Stuff to think about.  I'll be back in a day or two to talk about part three:  "Stand and Fight."


  1. Loving these entries. Great food for thought.

  2. This blog reminded me of the times in the woods when I came upon a solitary "man" out there. At five foot two inches, and the cardiovascular fitness of a snail...that is a very BAD feeling. The one time it happened that I was very bugged I was heading towards the person. It made me very glad that Phebes was good at leg yielding. I put her up into her power trot, applied some leg and zoomed on past on the other side of the trail. There are times out there that I wish I had a permit to carry (paranoid as that may sound), I'd feel safer.

  3. Really good stuff to think about. I saw a photo somewhere, of a horse with a phone number spray painted on it's side. That horse found it's owner. It may have been Katrina? Microchips are great, but in an ER in which you have a small amount of time, a can of contrasting spray paint might save your horse if you get separated. Can't get ripped out of the mane and won't fade. I thought it was brilliant on the owner's part.

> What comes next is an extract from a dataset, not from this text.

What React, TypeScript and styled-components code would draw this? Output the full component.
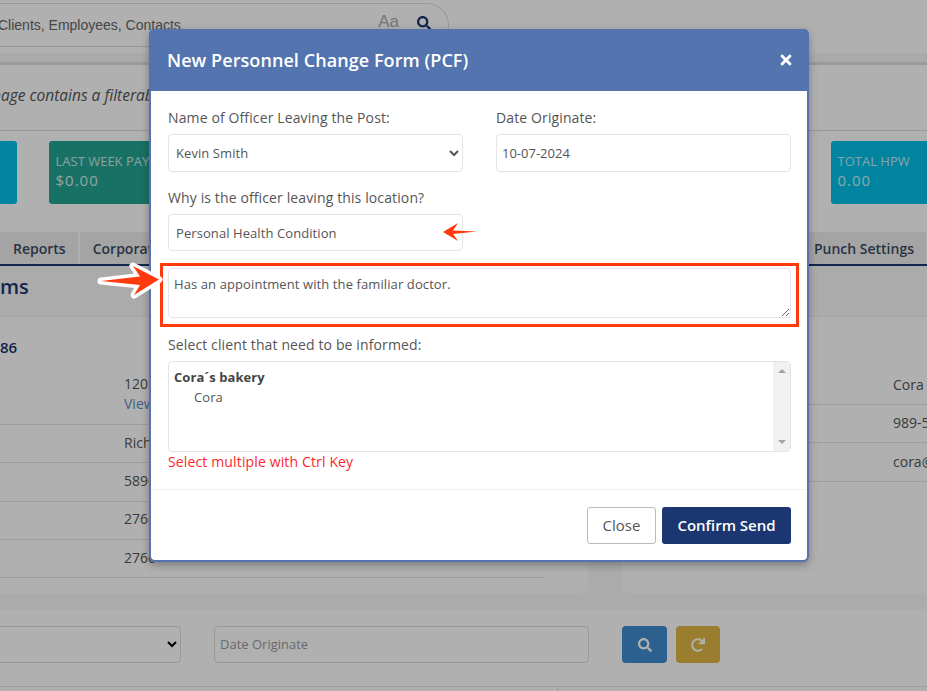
import React from "react";
import styled, { createGlobalStyle } from "styled-components";
import { FaSearch, FaRedo, FaTimes } from "react-icons/fa";

const GlobalStyle = createGlobalStyle`
html, body {
    margin: 0;
    padding: 0;
    background: #fff;
}
* {
    box-sizing: border-box;
}
body {
    font-family: "Open Sans", sans-serif;
    font-size: 14px;
    color: #555;
}
`;

const kpis = [
    { color: "#00bfe8", label: "", value: "" },
    { color: "#24a493", label: "LAST WEEK PAY", value: "$0.00" },
    { color: "#24a493", label: "", value: "" },
    { color: "#24a493", label: "", value: "" },
    { color: "#24a493", label: "", value: "" },
    { color: "#00bfe8", label: "TOTAL HPW", value: "0.00" },
];

const App = () => {
    return (
        <Page>
            <GlobalStyle />

            <TopBar>
                <SearchPill>
                    <SearchText>Clients, Employees, Contacts</SearchText>
                    <CaseToggle>Aa</CaseToggle>
                    <SearchIcon>
                        <FaSearch />
                    </SearchIcon>
                </SearchPill>
            </TopBar>
            <Strip />

            <Intro>page contains a filterable</Intro>

            <KpiRow>
                {kpis.map((k, i) => (
                    <KpiCard key={i} $color={k.color}>
                        <KpiLabel>{k.label}</KpiLabel>
                        <KpiValue>{k.value}</KpiValue>
                    </KpiCard>
                ))}
            </KpiRow>

            <TabBar>
                <TabGroup>
                    <Tab>Reports</Tab>
                    <Tab>Corporate</Tab>
                </TabGroup>
                <TabGroup>
                    <Tab>Punch Settings</Tab>
                </TabGroup>
            </TabBar>

            <SectionHead>ms</SectionHead>

            <Panels>
                <LeftPanel>
                    <PanelTitle>86</PanelTitle>
                    <TallRow>
                        <span>1205</span>
                        <RowLink>View</RowLink>
                    </TallRow>
                    <InfoRow>Richard</InfoRow>
                    <InfoRow>5896</InfoRow>
                    <InfoRow>2766</InfoRow>
                    <InfoRow>2766</InfoRow>
                </LeftPanel>
                <RightPanel>
                    <PanelTitle />
                    <RightRow>Cora</RightRow>
                    <RightRow>989-555</RightRow>
                    <RightRow>cora@</RightRow>
                </RightPanel>
            </Panels>

            <FilterRow>
                <FilterSelect>
                    <option></option>
                </FilterSelect>
                <FilterInput placeholder="Date Originate" />
                <FilterButtons>
                    <IconButton $color="#3f8bd0">
                        <FaSearch />
                    </IconButton>
                    <IconButton $color="#e0b545">
                        <FaRedo />
                    </IconButton>
                </FilterButtons>
            </FilterRow>
            <TableHead>
                <TableHeadCell />
            </TableHead>

            <Backdrop />

            <Modal>
                <ModalHeader>
                    <ModalTitle>New Personnel Change Form (PCF)</ModalTitle>
                    <CloseX>
                        <FaTimes />
                    </CloseX>
                </ModalHeader>

                <ModalBody>
                    <TwoCols>
                        <Field>
                            <Label>Name of Officer Leaving the Post:</Label>
                            <Select defaultValue="Kevin Smith">
                                <option>Kevin Smith</option>
                            </Select>
                        </Field>
                        <Field>
                            <Label>Date Originate:</Label>
                            <DateInput defaultValue="10-07-2024" />
                        </Field>
                    </TwoCols>

                    <TwoCols>
                        <Field>
                            <Label>Why is the officer leaving this location?</Label>
                            <ReasonInput defaultValue="Personal Health Condition" />
                        </Field>
                    </TwoCols>

                    <NoteWrap>
                        <Note defaultValue="Has an appointment with the familiar doctor." />
                        <Highlight />
                    </NoteWrap>

                    <Field>
                        <Label>Select client that need to be informed:</Label>
                        <ListBox>
                            <ListItems>
                                <GroupName>Cora´s bakery</GroupName>
                                <GroupItem>Cora</GroupItem>
                            </ListItems>
                            <ScrollTrack>
                                <ArrowUp />
                                <ArrowDown />
                            </ScrollTrack>
                        </ListBox>
                        <Hint>Select multiple with Ctrl Key</Hint>
                    </Field>
                </ModalBody>

                <ModalFooter>
                    <CloseButton>Close</CloseButton>
                    <ConfirmButton>Confirm Send</ConfirmButton>
                </ModalFooter>
            </Modal>

            <Callouts viewBox="0 0 927 691">
                <path
                    d="M101 281 L140 276.5 L133 266 L159 279.5 L134 295 L140 285 Z"
                    fill="#ff3a0c"
                    stroke="#fff"
                    strokeWidth="7"
                    strokeLinejoin="round"
                    paintOrder="stroke"
                />
                <path
                    d="M443 232 L458 223 L453 230.5 L477 231.5 L453 234 L458 241 Z"
                    fill="#ff3a0c"
                />
            </Callouts>
        </Page>
    );
};

export default App;

const Page = styled.div`
position: relative;
width: 927px;
height: 691px;
overflow: hidden;
background-color: #fff;
`;

const TopBar = styled.div`
height: 53px;
padding-top: 3px;
`;

const SearchPill = styled.div`
width: 449px;
height: 44px;
display: flex;
align-items: center;
border: 1px solid #ddd;
border-left: none;
border-radius: 0 22px 22px 0;
`;

const SearchText = styled.div`
margin-left: -2px;
flex: 1;
font-family: "Liberation Sans", Arial, sans-serif;
font-size: 14px;
color: #666;
`;

const CaseToggle = styled.div`
font-family: "Liberation Sans", Arial, sans-serif;
font-size: 17px;
color: #aaa;
margin-right: 18px;
margin-top: -7px;
`;

const SearchIcon = styled.div`
display: flex;
font-size: 14px;
color: #1b3670;
margin-right: 17px;
margin-top: -4px;
`;

const Strip = styled.div`
height: 12px;
background-color: #f7f7f7;
border-bottom: 3px solid #dedee3;
`;

const Intro = styled.div`
height: 66px;
padding-top: 19px;
margin-left: -8px;
font-style: italic;
font-size: 15.5px;
color: #555;
border-bottom: 1px solid #ddd;
`;

const KpiRow = styled.div`
height: 101px;
padding-top: 10px;
display: flex;
gap: 31.5px;
margin-left: -147px;
`;

const KpiCard = styled.div<{ $color: string }>`
flex: none;
width: 164px;
height: 63px;
padding: 12px 7px;
border-radius: 3px;
background-color: ${(p) => p.$color};
color: #fff;
`;

const KpiLabel = styled.div`
font-size: 13px;
line-height: 17px;
opacity: 0.75;
`;

const KpiValue = styled.div`
font-size: 15px;
line-height: 21px;
letter-spacing: 1px;
opacity: 0.8;
`;

const TabBar = styled.div`
height: 34px;
display: flex;
justify-content: space-between;
border-bottom: 2px solid #1b3670;
padding-right: 1px;
`;

const TabGroup = styled.div`
display: flex;
gap: 2px;
`;

const Tab = styled.div`
height: 32px;
padding: 0 12px 0 13px;
display: flex;
align-items: center;
background-color: #eee;
font-size: 14px;
font-weight: 600;
color: #3c4a60;
`;

const SectionHead = styled.div`
height: 51px;
padding-top: 6px;
background-color: #f8f8f8;
border-bottom: 1px solid #f0f0f0;
font-size: 20px;
font-weight: 600;
line-height: 30px;
color: #1b3670;
`;

const Panels = styled.div`
height: 276px;
display: flex;
gap: 34px;
background-color: #f8f8f8;
`;

const LeftPanel = styled.div`
flex: none;
width: 588px;
height: 276px;
padding-right: 44px;
background-color: #fff;
border-radius: 0 0 8px 0;
`;

const RightPanel = styled.div`
flex: 1;
height: 276px;
background-color: #fff;
border-radius: 0 0 0 8px;
`;

const PanelTitle = styled.div`
height: 49px;
padding-top: 19px;
font-size: 15px;
font-weight: 600;
line-height: 22px;
color: #1b3670;
`;

const InfoRow = styled.div`
height: 38.3px;
padding: 0 0 3px 124px;
display: flex;
align-items: center;
border-bottom: 1px solid #dfe5ee;
font-size: 14px;
color: #555;
`;

const TallRow = styled.div`
height: 59px;
padding: 8px 0 0 124px;
display: flex;
flex-direction: column;
border-bottom: 1px solid #dfe5ee;
font-size: 14px;
line-height: 20px;
color: #555;
`;

const RowLink = styled.span`
color: #5f8cc0;
`;

const RightRow = styled.div`
height: 38.5px;
padding: 0 0 1px 271px;
display: flex;
align-items: center;
border-bottom: 1px solid #dfe5ee;
font-size: 14px;
color: #555;
white-space: nowrap;
overflow: hidden;
`;

const FilterRow = styled.div`
height: 93px;
padding-top: 17px;
background-color: #fff;
display: flex;
align-items: flex-start;
margin-left: -200px;
border-top: 16px solid #f8f8f8;
`;

const FilterSelect = styled.select`
width: 381px;
height: 37px;
border: 1px solid #ddd;
border-radius: 4px;
background-color: #fff;
font-family: "Open Sans", sans-serif;
font-size: 13px;
`;

const FilterInput = styled.input`
width: 375px;
height: 37px;
margin-left: 33px;
padding: 0 5px 2px;
border: 1px solid #ddd;
border-radius: 4px;
font-family: "Open Sans", sans-serif;
font-size: 13px;

&::placeholder {
    color: #999;
}
`;

const FilterButtons = styled.div`
display: flex;
gap: 9px;
margin-left: 33px;
`;

const IconButton = styled.div<{ $color: string }>`
height: 37px;
width: 45px;
display: flex;
justify-content: center;
align-items: center;
border-radius: 4px;
background-color: ${(p) => p.$color};
color: #fff;
font-size: 14px;

& + & {
    width: 44px;
}
`;

const TableHead = styled.div`
height: 10px;
border-top: 1px solid #e4e4e4;
`;

const TableHeadCell = styled.div`
width: 558px;
height: 100%;
border-right: 1px solid #e4e4e4;
`;

const Backdrop = styled.div`
position: absolute;
top: 0;
left: 0;
right: 0;
bottom: 0;
background-color: rgba(0, 0, 0, 0.31);
`;

const Modal = styled.div`
position: absolute;
top: 29px;
left: 149px;
width: 660px;
height: 533px;
display: flex;
flex-direction: column;
background-color: #fff;
border: 2px solid #5374ae;
border-radius: 6px;
box-shadow: 0 3px 9px rgba(0, 0, 0, 0.3);
`;

const ModalHeader = styled.div`
flex: none;
height: 62px;
margin: -2px -2px 0;
padding: 0 15px 0 18px;
display: flex;
justify-content: space-between;
align-items: center;
background-color: #5374ae;
border-radius: 5px 5px 0 0;
`;

const ModalTitle = styled.div`
font-size: 18px;
font-weight: 600;
letter-spacing: 0.07px;
color: #fff;
`;

const CloseX = styled.div`
display: flex;
font-size: 16px;
color: #fff;
`;

const ModalBody = styled.div`
flex: 1;
padding: 17px 16px 0 17px;
border-bottom: 1px solid #f0f0f0;
display: flex;
flex-direction: column;
`;

const TwoCols = styled.div`
display: grid;
grid-template-columns: 295px 295px;
column-gap: 33px;
margin-bottom: 16px;

& + & {
    margin-bottom: 17px;
}
`;

const Field = styled.div`
display: flex;
flex-direction: column;
`;

const Label = styled.label`
height: 20px;
margin-bottom: 6px;
font-size: 14px;
line-height: 20px;
letter-spacing: 0.12px;
color: #555;
`;

const Select = styled.select`
height: 38px;
padding: 0 3px;
border: 1px solid #e4e4e4;
border-radius: 4px;
background-color: #fff;
font-family: "Open Sans", sans-serif;
font-size: 13px;
letter-spacing: 0.08px;
color: #555;
outline: none;
`;

const DateInput = styled.input`
height: 38px;
padding: 0 5px;
border: 1px solid #e4e4e4;
border-radius: 4px;
font-family: "Open Sans", sans-serif;
font-size: 13px;
color: #555;
outline: none;
`;

const ReasonInput = styled.input`
height: 37px;
padding: 0 7px;
border: 1px solid #e4e4e4;
border-radius: 4px;
font-family: "Open Sans", sans-serif;
font-size: 13px;
letter-spacing: 0.08px;
color: #555;
outline: none;
`;

const NoteWrap = styled.div`
position: relative;
height: 50px;
margin-bottom: 17px;
`;

const Note = styled.textarea`
display: block;
width: 100%;
height: 50px;
padding: 6px 5px;
border: 1px solid #e4e4e4;
border-radius: 4px;
font-family: "Open Sans", sans-serif;
font-size: 13px;
line-height: 19px;
letter-spacing: 0.1px;
color: #555;
outline: none;
`;

const Highlight = styled.div`
position: absolute;
top: -5px;
bottom: -9px;
left: -8px;
right: -8px;
border: 3px solid #ff3a0c;
pointer-events: none;
`;

const ListBox = styled.div`
height: 91px;
display: flex;
border: 1px solid #e4e4e4;
border-radius: 4px;
overflow: hidden;
`;

const ListItems = styled.div`
flex: 1;
padding: 5px 5px;
font-size: 13px;
line-height: 20px;
letter-spacing: 0.08px;
color: #555;
`;

const GroupName = styled.div`
font-weight: 700;
color: #444;
`;

const GroupItem = styled.div`
padding-left: 20px;
`;

const ScrollTrack = styled.div`
width: 17px;
display: flex;
flex-direction: column;
justify-content: space-between;
align-items: center;
padding: 7px 0;
background-color: #f1f1f1;
`;

const ArrowUp = styled.div`
width: 0;
height: 0;
border-left: 4px solid transparent;
border-right: 4px solid transparent;
border-bottom: 4px solid #a3a3a3;
`;

const ArrowDown = styled.div`
width: 0;
height: 0;
border-left: 4px solid transparent;
border-right: 4px solid transparent;
border-top: 4px solid #a3a3a3;
`;

const Hint = styled.div`
font-size: 14px;
line-height: 20px;
letter-spacing: 0.14px;
color: #ff1f2d;
`;

const ModalFooter = styled.div`
flex: none;
height: 70px;
padding: 17px 16px 0;
display: flex;
justify-content: flex-end;
gap: 6px;
`;

const CloseButton = styled.div`
width: 69px;
height: 37px;
padding-bottom: 2px;
display: flex;
justify-content: center;
align-items: center;
border: 1px solid #bbb;
border-radius: 3px;
font-size: 15px;
color: #555;
`;

const ConfirmButton = styled.div`
width: 129px;
height: 37px;
padding-bottom: 2px;
display: flex;
justify-content: center;
align-items: center;
border-radius: 3px;
background-color: #1b3670;
font-size: 15px;
font-weight: 600;
color: #fff;
`;

const Callouts = styled.svg`
position: absolute;
top: 0;
left: 0;
width: 927px;
height: 691px;
pointer-events: none;
`;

    I like how you phrased it, that you are all *mentally* prepared and know the first thing you'll do is hitch up the one spends precious seconds trying to figure out which thing to do first. Truly valuable advice.

  4. An important thing to plan is to arrange a meeting place..and a person to contact. Know the escape routes and drive them ahead of time, weather you are fleeing canyon fires in So. Calif, floods in the midwest, tsumani in Hawaii, volcanic spew in the Pacific NW (uh, remember Mt. St. Helens??), or zombies.

    Run Like Hell on the trail for me is rehearsed for every fall ride....we all start the ride by agreeing that if any one hollers "Bees Bees Bees" we will ALL immediately start a uniform controlled immediate exit of the area, in a forward motion...not a wild gallop, but a brisk canter away from the source of the stings and resultant bucks, No one is to stop and say "what" or spin around and go the other way.